INFORMATION GIVEN>

****************************************

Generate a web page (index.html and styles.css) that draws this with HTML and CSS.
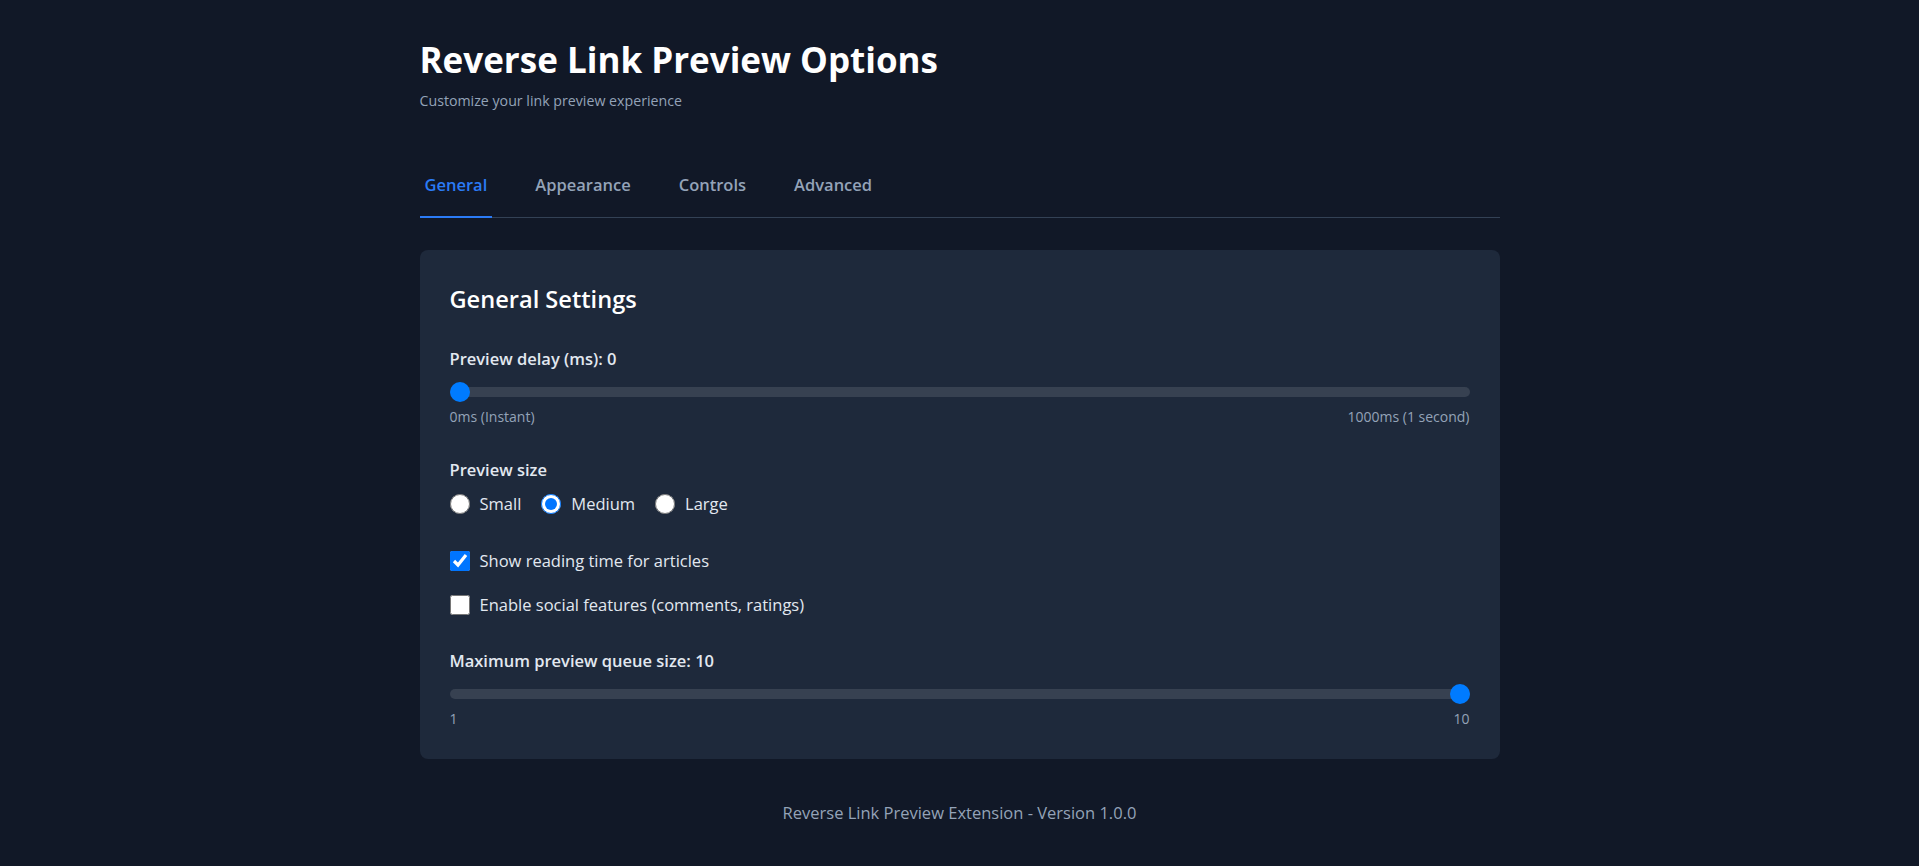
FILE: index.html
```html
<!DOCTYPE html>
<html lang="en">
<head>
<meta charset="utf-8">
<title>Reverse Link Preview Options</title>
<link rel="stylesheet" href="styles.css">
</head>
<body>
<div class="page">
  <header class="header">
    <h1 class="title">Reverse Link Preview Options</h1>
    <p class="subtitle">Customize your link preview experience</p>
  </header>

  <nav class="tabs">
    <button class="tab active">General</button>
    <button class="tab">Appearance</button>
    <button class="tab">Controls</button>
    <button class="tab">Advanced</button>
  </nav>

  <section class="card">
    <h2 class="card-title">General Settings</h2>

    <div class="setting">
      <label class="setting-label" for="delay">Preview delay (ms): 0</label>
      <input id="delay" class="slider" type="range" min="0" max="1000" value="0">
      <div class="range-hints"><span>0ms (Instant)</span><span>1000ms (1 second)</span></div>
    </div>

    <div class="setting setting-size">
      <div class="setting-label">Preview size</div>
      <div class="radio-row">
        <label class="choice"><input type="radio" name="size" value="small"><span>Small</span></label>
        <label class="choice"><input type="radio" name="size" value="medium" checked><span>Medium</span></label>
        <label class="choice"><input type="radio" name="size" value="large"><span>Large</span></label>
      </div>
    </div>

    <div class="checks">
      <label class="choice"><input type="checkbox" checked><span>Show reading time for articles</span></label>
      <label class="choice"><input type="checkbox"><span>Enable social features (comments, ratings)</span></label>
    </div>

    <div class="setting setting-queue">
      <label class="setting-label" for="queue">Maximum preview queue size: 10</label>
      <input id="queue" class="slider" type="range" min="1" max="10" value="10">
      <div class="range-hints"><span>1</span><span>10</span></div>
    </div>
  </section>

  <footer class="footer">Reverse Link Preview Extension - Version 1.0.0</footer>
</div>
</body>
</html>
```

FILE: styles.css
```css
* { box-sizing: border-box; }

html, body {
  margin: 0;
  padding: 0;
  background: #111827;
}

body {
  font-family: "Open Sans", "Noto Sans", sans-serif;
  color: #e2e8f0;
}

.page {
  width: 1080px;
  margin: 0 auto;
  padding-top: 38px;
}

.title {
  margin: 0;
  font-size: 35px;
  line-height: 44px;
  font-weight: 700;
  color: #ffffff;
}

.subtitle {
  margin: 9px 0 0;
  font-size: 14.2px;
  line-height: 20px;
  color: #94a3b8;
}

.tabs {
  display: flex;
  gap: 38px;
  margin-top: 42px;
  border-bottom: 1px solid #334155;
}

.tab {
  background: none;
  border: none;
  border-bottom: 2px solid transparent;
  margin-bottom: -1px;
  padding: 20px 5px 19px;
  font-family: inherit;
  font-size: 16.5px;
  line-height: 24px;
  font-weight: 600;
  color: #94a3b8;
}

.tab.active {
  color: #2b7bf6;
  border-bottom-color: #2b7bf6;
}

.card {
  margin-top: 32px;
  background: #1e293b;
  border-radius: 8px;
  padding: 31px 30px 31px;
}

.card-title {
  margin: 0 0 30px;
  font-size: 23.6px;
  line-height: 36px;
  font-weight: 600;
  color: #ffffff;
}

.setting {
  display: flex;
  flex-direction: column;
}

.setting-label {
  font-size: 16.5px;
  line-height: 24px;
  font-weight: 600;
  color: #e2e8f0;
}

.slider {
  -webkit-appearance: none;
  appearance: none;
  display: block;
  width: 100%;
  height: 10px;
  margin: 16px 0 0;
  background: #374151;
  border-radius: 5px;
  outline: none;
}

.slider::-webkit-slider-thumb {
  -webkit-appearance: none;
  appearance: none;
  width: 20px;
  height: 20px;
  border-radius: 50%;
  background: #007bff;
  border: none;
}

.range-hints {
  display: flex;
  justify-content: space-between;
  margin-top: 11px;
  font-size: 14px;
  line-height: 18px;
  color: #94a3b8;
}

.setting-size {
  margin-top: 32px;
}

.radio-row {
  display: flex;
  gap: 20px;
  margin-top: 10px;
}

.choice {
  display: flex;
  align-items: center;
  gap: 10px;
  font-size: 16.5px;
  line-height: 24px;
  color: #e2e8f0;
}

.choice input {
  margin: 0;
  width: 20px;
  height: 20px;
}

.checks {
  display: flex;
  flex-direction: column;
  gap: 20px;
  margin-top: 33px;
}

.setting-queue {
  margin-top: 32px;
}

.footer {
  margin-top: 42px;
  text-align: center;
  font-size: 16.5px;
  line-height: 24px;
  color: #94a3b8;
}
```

****************************************

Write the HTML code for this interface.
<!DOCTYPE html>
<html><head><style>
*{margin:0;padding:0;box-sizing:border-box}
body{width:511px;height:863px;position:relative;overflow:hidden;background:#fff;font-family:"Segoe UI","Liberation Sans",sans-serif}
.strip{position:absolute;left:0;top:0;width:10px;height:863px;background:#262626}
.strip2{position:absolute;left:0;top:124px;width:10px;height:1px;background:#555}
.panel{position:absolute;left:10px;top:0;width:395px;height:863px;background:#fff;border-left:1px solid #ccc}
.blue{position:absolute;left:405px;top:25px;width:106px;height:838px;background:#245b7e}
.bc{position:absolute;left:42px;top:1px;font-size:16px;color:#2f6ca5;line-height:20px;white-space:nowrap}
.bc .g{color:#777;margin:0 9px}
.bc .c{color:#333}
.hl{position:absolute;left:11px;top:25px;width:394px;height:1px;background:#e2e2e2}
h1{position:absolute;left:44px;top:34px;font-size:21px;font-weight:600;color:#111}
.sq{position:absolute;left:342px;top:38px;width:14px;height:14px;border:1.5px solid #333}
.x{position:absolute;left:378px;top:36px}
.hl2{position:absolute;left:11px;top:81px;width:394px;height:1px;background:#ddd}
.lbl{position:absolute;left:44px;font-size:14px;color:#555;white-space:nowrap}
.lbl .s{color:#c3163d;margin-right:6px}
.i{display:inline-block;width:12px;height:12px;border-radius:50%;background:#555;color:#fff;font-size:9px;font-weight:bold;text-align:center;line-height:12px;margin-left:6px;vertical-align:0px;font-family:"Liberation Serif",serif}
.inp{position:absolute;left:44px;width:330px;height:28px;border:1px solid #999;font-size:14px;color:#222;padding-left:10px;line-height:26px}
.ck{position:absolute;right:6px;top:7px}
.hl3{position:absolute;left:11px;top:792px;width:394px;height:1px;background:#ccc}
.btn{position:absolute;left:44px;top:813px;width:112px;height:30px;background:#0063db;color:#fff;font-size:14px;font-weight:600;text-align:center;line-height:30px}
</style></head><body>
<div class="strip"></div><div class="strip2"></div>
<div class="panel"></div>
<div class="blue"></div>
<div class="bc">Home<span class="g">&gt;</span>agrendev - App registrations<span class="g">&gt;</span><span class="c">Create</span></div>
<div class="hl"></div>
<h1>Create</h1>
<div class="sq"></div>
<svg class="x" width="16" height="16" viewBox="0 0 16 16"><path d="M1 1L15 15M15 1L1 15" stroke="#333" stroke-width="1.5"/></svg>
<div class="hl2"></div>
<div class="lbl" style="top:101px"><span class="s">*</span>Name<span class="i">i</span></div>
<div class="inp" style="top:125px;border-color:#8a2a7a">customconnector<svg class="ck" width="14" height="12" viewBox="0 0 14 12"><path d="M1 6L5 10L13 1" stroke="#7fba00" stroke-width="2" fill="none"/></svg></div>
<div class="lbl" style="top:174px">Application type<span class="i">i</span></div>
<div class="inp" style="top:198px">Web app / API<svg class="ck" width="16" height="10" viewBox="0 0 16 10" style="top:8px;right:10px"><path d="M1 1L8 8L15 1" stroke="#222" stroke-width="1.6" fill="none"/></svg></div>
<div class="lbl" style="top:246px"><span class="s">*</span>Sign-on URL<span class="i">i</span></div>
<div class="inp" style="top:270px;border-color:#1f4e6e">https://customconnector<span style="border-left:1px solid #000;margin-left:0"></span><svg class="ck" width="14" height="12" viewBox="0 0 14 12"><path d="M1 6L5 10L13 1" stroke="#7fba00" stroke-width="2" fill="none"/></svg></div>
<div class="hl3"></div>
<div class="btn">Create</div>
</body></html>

****************************************

TO BE DONE> Go through the entries above and copy every line containing "this".

FULL OUTPUT>
Generate a web page (index.html and styles.css) that draws this with HTML and CSS.
Write the HTML code for this interface.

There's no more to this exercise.